Extended Data Fig. 8. Physiological consequences of reducing Pol-II elongation speed in animal models.

Extended Data Fig. 8

(a) Survival of wild-type and ama-1(m322) mutant worms conferring a slow Pol-II elongation rate (4 replicates, BR1:1.267, P < 0,0001; BR2:1.23,P < 0.0001; BR3:1, P = 0.0342; BR4:1.263,P < 0.0001, log-rank test, Mantel-cox). (b) C. elegans lifespan analysis after CRISPR/Cas9 mediated reversion of the slow RNAPII mutation. Survival curves of the strain harbouring the slow RNAPII mutation (ama-1 m322) and wild-type controls compared to worms after CRISPR/Cas9 engineered reversion of the slow mutation back to the wild type allele (ama-1 syb2315).
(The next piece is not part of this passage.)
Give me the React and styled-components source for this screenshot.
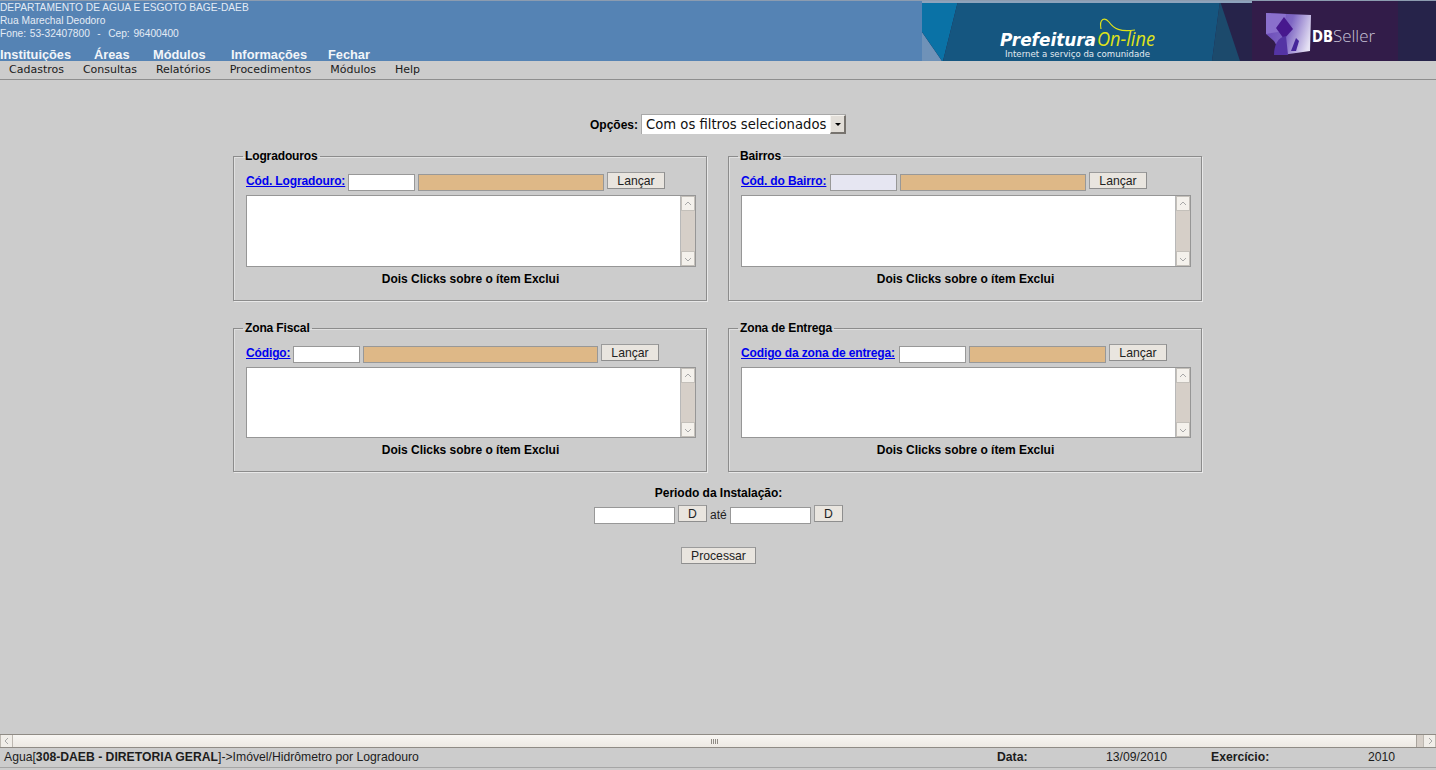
import React from "react";
import styled, { createGlobalStyle } from "styled-components";

const Global = createGlobalStyle`
  html, body { margin: 0; padding: 0; height: 100%; overflow: hidden; background: #cccccc; }
  #root { height: 100%; }
  * { box-sizing: border-box; }
`;

const Page = styled.div`
  height: 770px;
  display: flex;
  flex-direction: column;
  font-family: "Liberation Sans", Arial, sans-serif;
  font-size: 12px;
  color: #000;
  background: #cccccc;
`;

const Header = styled.header`
  height: 61px;
  flex: none;
  display: flex;
  justify-content: space-between;
  background: #5583b4;
  border-top: 1px solid #8c9cb0;
  overflow: hidden;
`;

const Identity = styled.div`
  display: flex;
  flex-direction: column;
`;

const InfoLine = styled.div`
  height: 13px;
  line-height: 13px;
  font-size: 10.2px;
  word-spacing: ${(p) => (p.$wide ? "0.9px" : "0")};
  color: #e4ebf4;
  white-space: pre;
`;

const MainNav = styled.nav`
  display: flex;
  margin-top: 8px;
`;

const MainNavItem = styled.a`
  font-size: 12.8px;
  line-height: 13px;
  font-weight: 700;
  color: #f2f5f9;
  width: ${(p) => p.$w}px;
`;

const BannerArt = styled.svg`
  display: block;
  width: 514px;
  height: 60px;
  flex: none;
`;

const MenuBar = styled.nav`
  height: 19px;
  flex: none;
  display: flex;
  gap: 19px;
  padding-left: 9px;
  border-bottom: 1px solid #8e8e8e;
  font-family: "DejaVu Sans", Verdana, sans-serif;
  font-size: 11px;
  line-height: 18px;
  color: #1a1a1a;
`;

const Main = styled.main`
  flex: 1;
  min-height: 0;
  display: flex;
  flex-direction: column;
  padding-top: 34px;
`;

const OptionsRow = styled.div`
  height: 20px;
  display: flex;
  align-items: center;
  justify-content: center;
  gap: 3px;
`;

const OptionsLabel = styled.label`
  margin-top: 2px;
  font-weight: 700;
`;

const FakeSelect = styled.div`
  width: 205px;
  height: 20px;
  display: flex;
  background: #fff;
  border: 1px solid #a8a8a8;
  border-right: 0;
  border-bottom: 0;
  font-family: "DejaVu Sans", Verdana, sans-serif;
  font-size: 13.2px;
  font-weight: 400;
  line-height: 20px;
  color: #111;
`;

const SelectText = styled.span`
  flex: 1;
  padding-left: 4px;
  white-space: nowrap;
`;

const SelectArrow = styled.span`
  width: 16px;
  height: 19px;
  flex: none;
  display: flex;
  align-items: center;
  justify-content: center;
  background: #e2ded8;
  border-top: 1px solid #f4f2ee;
  border-left: 1px solid #f4f2ee;
  border-right: 2px solid #77736e;
  border-bottom: 2px solid #77736e;
  &::after {
    content: "";
    border-left: 3px solid transparent;
    border-right: 3px solid transparent;
    border-top: 3px solid #000;
  }
`;

const Filters = styled.div`
  display: grid;
  grid-template-columns: 474px 474px;
  column-gap: 21px;
  row-gap: 21px;
  width: 969px;
  margin: 16px 0 0 233px;
`;

const Group = styled.fieldset`
  margin: 0;
  min-width: 0;
  padding: 9px 11px 14px 12px;
  border: 1px solid #8c8c8c;
  box-shadow: 1px 1px 0 #e8e8e8, inset 1px 1px 0 #e0e0e0;
`;

const GroupTitle = styled.legend`
  margin-left: -3px;
  padding: 0 2px;
  font-size: 12px;
  line-height: 13px;
  font-weight: 700;
  letter-spacing: -0.13px;
`;

const PickRow = styled.div`
  display: flex;
  align-items: flex-start;
  gap: 3px;
  height: 19px;
`;

const CodeLink = styled.a`
  width: ${(p) => p.$w}px;
  flex: none;
  margin-top: 2px;
  font-weight: 700;
  line-height: 15px;
  letter-spacing: -0.13px;
  color: #0000ee;
  text-decoration: underline;
  white-space: nowrap;
`;

const Field = styled.div`
  width: ${(p) => p.$w}px;
  height: 17px;
  margin-top: 2px;
  flex: none;
  background: ${(p) => p.$bg || "#fff"};
  border: 1px solid #989898;
`;

const ActionButton = styled.button`
  width: ${(p) => p.$w}px;
  height: 17px;
  flex: none;
  padding: 1px 0 0;
  background: #e9e5df;
  border: 1px solid #9b9b9b;
  border-right-color: #8e8e8e;
  border-bottom-color: #8e8e8e;
  font-family: "Liberation Sans", Arial, sans-serif;
  font-size: 12.2px;
  line-height: 14px;
  color: #222;
`;

const ListBox = styled.div`
  height: ${(p) => p.$h}px;
  margin-top: 4px;
  width: 450px;
  display: flex;
  justify-content: flex-end;
  background: #fff;
  border: 1px solid #969696;
`;

const ListScroll = styled.div`
  width: 15px;
  display: flex;
  flex-direction: column;
  background: #d6cfc8;
  border-left: 1px solid #b8b8b8;
`;

const ListScrollBtn = styled.span`
  height: 15px;
  flex: none;
  display: flex;
  align-items: center;
  justify-content: center;
  background: #f4f1ec;
  border: 1px solid #c4c0ba;
  margin-top: ${(p) => (p.$end ? "auto" : "0")};
`;

const Hint = styled.div`
  margin-top: 5px;
  text-align: center;
  font-weight: 700;
  line-height: 14px;
  letter-spacing: -0.02px;
`;

const PeriodTitle = styled.div`
  margin-top: 14px;
  margin-left: 1px;
  text-align: center;
  font-weight: 700;
  line-height: 14px;
  letter-spacing: -0.03px;
`;

const PeriodRow = styled.div`
  display: flex;
  align-items: flex-start;
  justify-content: center;
  gap: 3px;
  height: 19px;
  margin-top: 5px;
  margin-left: 1px;
  color: #222;
`;

const PeriodWord = styled.span`
  width: 17px;
  margin-top: 3px;
  line-height: 15px;
`;

const SubmitRow = styled.div`
  display: flex;
  justify-content: center;
  margin-top: 23px;
  margin-left: 1px;
`;

const Spacer = styled.div`
  flex: 1;
`;

const HScroll = styled.div`
  height: 14px;
  flex: none;
  display: flex;
  border-top: 1px solid #8f8b85;
  border-bottom: 1px solid #8f8b85;
  background: #d6cfc8;
`;

const HScrollBtn = styled.span`
  width: 13px;
  flex: none;
  display: flex;
  align-items: center;
  justify-content: center;
  background: #f1eee9;
  border-right: 1px solid #bdb8b1;
  border-left: 1px solid #bdb8b1;
`;

const HScrollThumb = styled.span`
  width: 1404px;
  display: flex;
  align-items: center;
  justify-content: center;
  gap: 1px;
  background: linear-gradient(#f8f6f3, #ede9e3);
  border-right: 1px solid #a9a49d;
`;

const Grip = styled.i`
  width: 1px;
  height: 5px;
  background: #8f8b85;
`;

const StatusBar = styled.footer`
  height: 20px;
  flex: none;
  display: flex;
  margin-bottom: 2px;
  border-bottom: 1px solid #a6a6a6;
  font-size: 12.2px;
  line-height: 18px;
  color: #1c1c1c;
`;

const StatusPath = styled.div`
  flex: 1;
  padding-left: 4px;
  white-space: nowrap;
`;

const StatusCell = styled.div`
  width: ${(p) => p.$w}px;
  flex: none;
  font-weight: ${(p) => (p.$bold ? 700 : 400)};
`;

const Chevron = ({ dir }) => {
  const d = { up: "M1 5 L4 2 L7 5", down: "M1 3 L4 6 L7 3", left: "M5 1 L2 4 L5 7", right: "M3 1 L6 4 L3 7" }[dir];
  return (
    <svg width="8" height="8" viewBox="0 0 8 8" fill="none" stroke="#a8a8a8" strokeWidth="1">
      <path d={d} />
    </svg>
  );
};

const Banner = () => (
  <BannerArt viewBox="0 0 514 60" aria-label="Prefeitura On-line DBSeller">
    <defs>
      <linearGradient id="dbMark" x1="0" y1="0.3" x2="1" y2="0.6">
        <stop offset="0" stopColor="#6a48b8" />
        <stop offset="0.5" stopColor="#7f68c4" />
        <stop offset="1" stopColor="#e6e2f4" />
      </linearGradient>
    </defs>
    <rect width="514" height="60" fill="#26234a" />
    <polygon points="0,31 20,60 0,60" fill="#6f92b8" />
    <polygon points="0,0 36,0 21,60 20,60 0,31" fill="#0a72a6" />
    <polygon points="36,0 298,0 290,60 21,60" fill="#155680" />
    <polygon points="298,0 318,60 290,60" fill="#1c4a6c" />
    <rect x="330" width="146" height="60" fill="#321c49" />
    <rect width="330" height="2" fill="#8da3bc" />
    <text y="45" fontFamily="'DejaVu Sans',sans-serif" fontSize="18" fontStyle="italic" fontWeight="700" fill="#fff">
      <tspan x="78" textLength="96" lengthAdjust="spacingAndGlyphs">Prefeitura</tspan>
      <tspan x="175" textLength="58" lengthAdjust="spacingAndGlyphs" fontFamily="'Open Sans','Liberation Sans',sans-serif" fontSize="20" fontWeight="400" fill="#dfe21a">On-line</tspan>
    </text>
    <path d="M179 28 C177 17 183 16 187 21 C192 28 198 31 213 29" fill="none" stroke="#dfe21a" strokeWidth="1.2" />
    <text x="83" y="56" fontFamily="'DejaVu Sans',sans-serif" fontSize="9" fill="#e3ebf1" textLength="145" lengthAdjust="spacingAndGlyphs">Internet a serviço da comunidade</text>
    <polygon points="344,12 389,14 388,50 360,54 352,40 344,33" fill="url(#dbMark)" />
    <polygon points="344,12 364,13 362,30 344,33" fill="#8a70cc" />
    <polygon points="362,16 371,28 362,38 354,27" fill="#47188e" />
    <path d="M352 54 C352 44 356 36 364 35 L366 54 Z" fill="#5434a4" />
    <path d="M369 50 L374 37 L377 40 L374 50 Z" fill="#45259a" />
    <text y="41" fontFamily="'DejaVu Sans',sans-serif" fontSize="15" fontWeight="700" fill="#fff">
      <tspan x="390" textLength="21" lengthAdjust="spacingAndGlyphs">DB</tspan>
      <tspan x="411" textLength="42" lengthAdjust="spacingAndGlyphs" fontFamily="'Open Sans','Liberation Sans',sans-serif" fontSize="17" fontWeight="300" fill="#c9c3d8">Seller</tspan>
    </text>
  </BannerArt>
);

const FilterGroup = ({ title, link, linkW, codeBg, descW, listH }) => (
  <Group>
    <GroupTitle>{title}</GroupTitle>
    <PickRow>
      <CodeLink href="#" $w={linkW}>{link}</CodeLink>
      <Field $w={67} $bg={codeBg} />
      <Field $w={descW} $bg="#deb887" />
      <ActionButton $w={58}>Lançar</ActionButton>
    </PickRow>
    <ListBox $h={listH}>
      <ListScroll>
        <ListScrollBtn><Chevron dir="up" /></ListScrollBtn>
        <ListScrollBtn $end><Chevron dir="down" /></ListScrollBtn>
      </ListScroll>
    </ListBox>
    <Hint>Dois Clicks sobre o ítem Exclui</Hint>
  </Group>
);

export default function App() {
  return (
    <Page>
      <Global />
      <Header>
        <Identity>
          <InfoLine>DEPARTAMENTO DE AGUA E ESGOTO BAGE-DAEB</InfoLine>
          <InfoLine>Rua Marechal Deodoro</InfoLine>
          <InfoLine $wide>{"Fone: 53-32407800  -  Cep: 96400400"}</InfoLine>
          <MainNav>
            <MainNavItem $w={94}>Instituições</MainNavItem>
            <MainNavItem $w={59}>Áreas</MainNavItem>
            <MainNavItem $w={78}>Módulos</MainNavItem>
            <MainNavItem $w={97}>Informações</MainNavItem>
            <MainNavItem $w={50}>Fechar</MainNavItem>
          </MainNav>
        </Identity>
        <Banner />
      </Header>
      <MenuBar>
        <span>Cadastros</span>
        <span>Consultas</span>
        <span>Relatórios</span>
        <span>Procedimentos</span>
        <span>Módulos</span>
        <span>Help</span>
      </MenuBar>
      <Main>
        <OptionsRow>
          <OptionsLabel>Opções:</OptionsLabel>
          <FakeSelect>
            <SelectText>Com os filtros selecionados</SelectText>
            <SelectArrow />
          </FakeSelect>
        </OptionsRow>
        <Filters>
          <FilterGroup title="Logradouros" link="Cód. Logradouro:" linkW={99} descW={186} listH={72} />
          <FilterGroup title="Bairros" link="Cód. do Bairro:" linkW={86} codeBg="#e6e6f2" descW={186} listH={72} />
          <FilterGroup title="Zona Fiscal" link="Código:" linkW={44} descW={235} listH={71} />
          <FilterGroup title="Zona de Entrega" link="Codigo da zona de entrega:" linkW={155} descW={137} listH={71} />
        </Filters>
        <PeriodTitle>Periodo da Instalação:</PeriodTitle>
        <PeriodRow>
          <Field $w={81} />
          <ActionButton $w={29}>D</ActionButton>
          <PeriodWord>até</PeriodWord>
          <Field $w={81} />
          <ActionButton $w={29}>D</ActionButton>
        </PeriodRow>
        <SubmitRow>
          <ActionButton $w={75}>Processar</ActionButton>
        </SubmitRow>
        <Spacer />
      </Main>
      <HScroll>
        <HScrollBtn><Chevron dir="left" /></HScrollBtn>
        <HScrollThumb><Grip /><Grip /><Grip /><Grip /></HScrollThumb>
        <Spacer />
        <HScrollBtn><Chevron dir="right" /></HScrollBtn>
      </HScroll>
      <StatusBar>
        <StatusPath>
          Agua[<b>308-DAEB - DIRETORIA GERAL</b>]-&gt;Imóvel/Hidrômetro por Logradouro
        </StatusPath>
        <StatusCell $bold $w={109}>Data:</StatusCell>
        <StatusCell $w={105}>13/09/2010</StatusCell>
        <StatusCell $bold $w={157}>Exercício:</StatusCell>
        <StatusCell $w={68}>2010</StatusCell>
      </StatusBar>
    </Page>
  );
}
Animals with slow Pol-II have a significantly increased lifespan. CRISPR/Cas9 engineered reversion restored lifespan essentially back to wild-type levels. (3 replicates; n > 300 per strain). (c) Pumping rates of wild type N2 (day 1: 47 worms, day 8: 49 worms) and ama-1 mutant (day 1: 52 worms, day 8: 48 worms) worms were measured on day 1 and day 8. Pumping rates were not significantly different on day 1, but ama-1 worms showed higher pumping rates compared to wild types on day 8, suggesting that the mutant worms are healthier at old age. The error bars represent standard deviation. (d) Ex-vivo S35 incorporation assay shows no significant difference in translation rates in female fly heads between wDah control and RpII215C4 mutants both at young (10days) and old age (50 days). N = 5 biological replicates with 25 heads per replicate. The error bars show the standard error of the mean.